What if somebody you always thought you loved turned out to be someone they were not? In the short story, “Brigid” by Mary Lavin, Owen’s wife is trying to convince Owen to put his sister, Brigid, in a nursing home. This story is set in Ireland during the 1930s. At this time, you were known as a terrible person if you put a relative in a nursing home. When the couple gets in a fight over this debate, Owen storms to Brigid’s house.
When Owen’s wife begins to worry about Owen, she goes to search for Owen. When she reaches Brigid’s house, she finds Owen on the ground burnt to death after a stroke.

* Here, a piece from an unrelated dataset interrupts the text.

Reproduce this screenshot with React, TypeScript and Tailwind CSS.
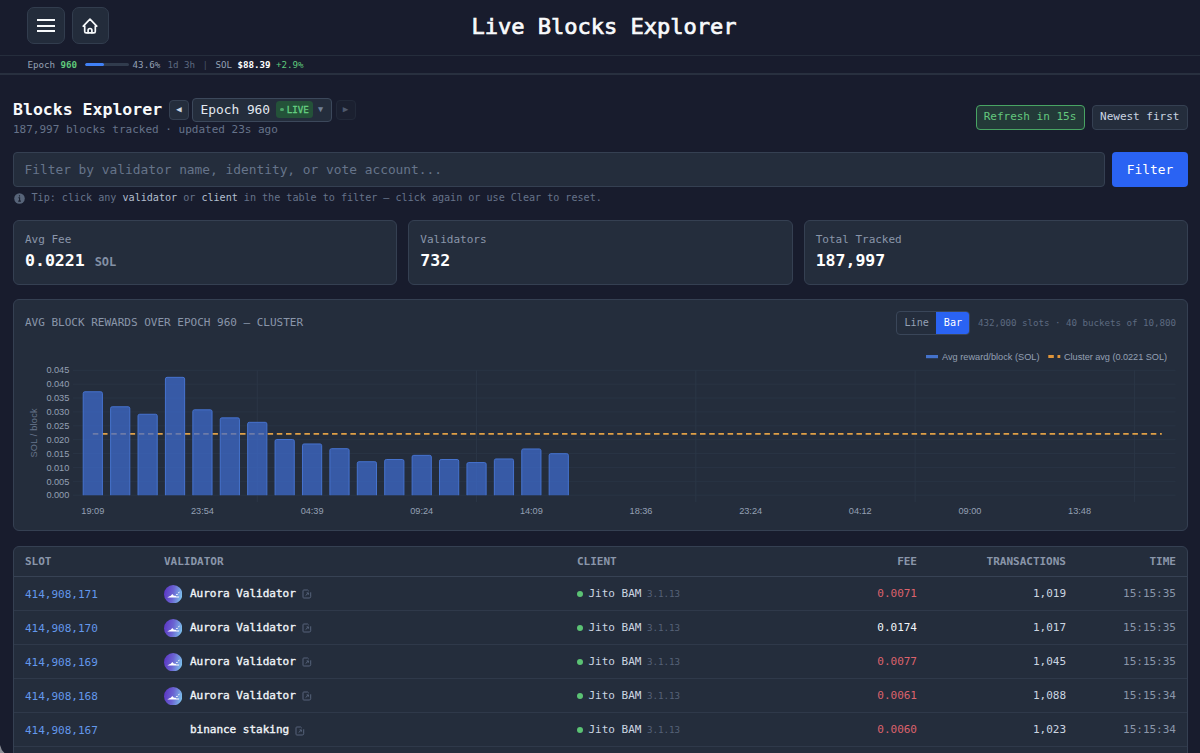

Because Brigid is mentally retarded, Brigid was unable to save the helpless Owen. Owen’s wife then realizes she never loved Owen and pretended to be someone she wasn’t. Love sustains with a challenge is the most significant theme in “Brigid”, because Owen’s wife realizes she wasn’t as loving as she could have been, had no compassion for Brigid, and made herself out to be someone she was not.
When true loves comes to mind, you usually think of that elderly couple that goes for a morning stroll in the park, holding hands. You infer they have been through hard times, but they had each other.
The theme, love sustains with a challenge is a key factor to the story, “Brigid”. Throughout the story, Owen and his wife are fighting over whether they should put Brigid in a nursing home. Owen then storms out of the house with rage (Lavin 318-321). You can assume that they have had this discussion many times before, with no avail. This shows the hopelessness Owen has for retaining their love. He seems to have given up on trying to make it work because Owen’s wife is being stubborn and not allowing him to keep Brigid on their property.
Owen displays his pessimistic attitude toward his wife when he pronounces, “In the town? And why didn’t somebody go to town, might I ask? ” (Lavin 318). This excerpt is taken when Owen’s wife does not get meat for their dinner. This creates a tense environment for the couple. They are speaking of something so little as not having meat in on of their meals. From this quote, you can tell that they do not have a strong relationship, and do not understand that their life will be okay without meat in a meal! To conclude, love sustains with a challenge wraps up the moral of the story.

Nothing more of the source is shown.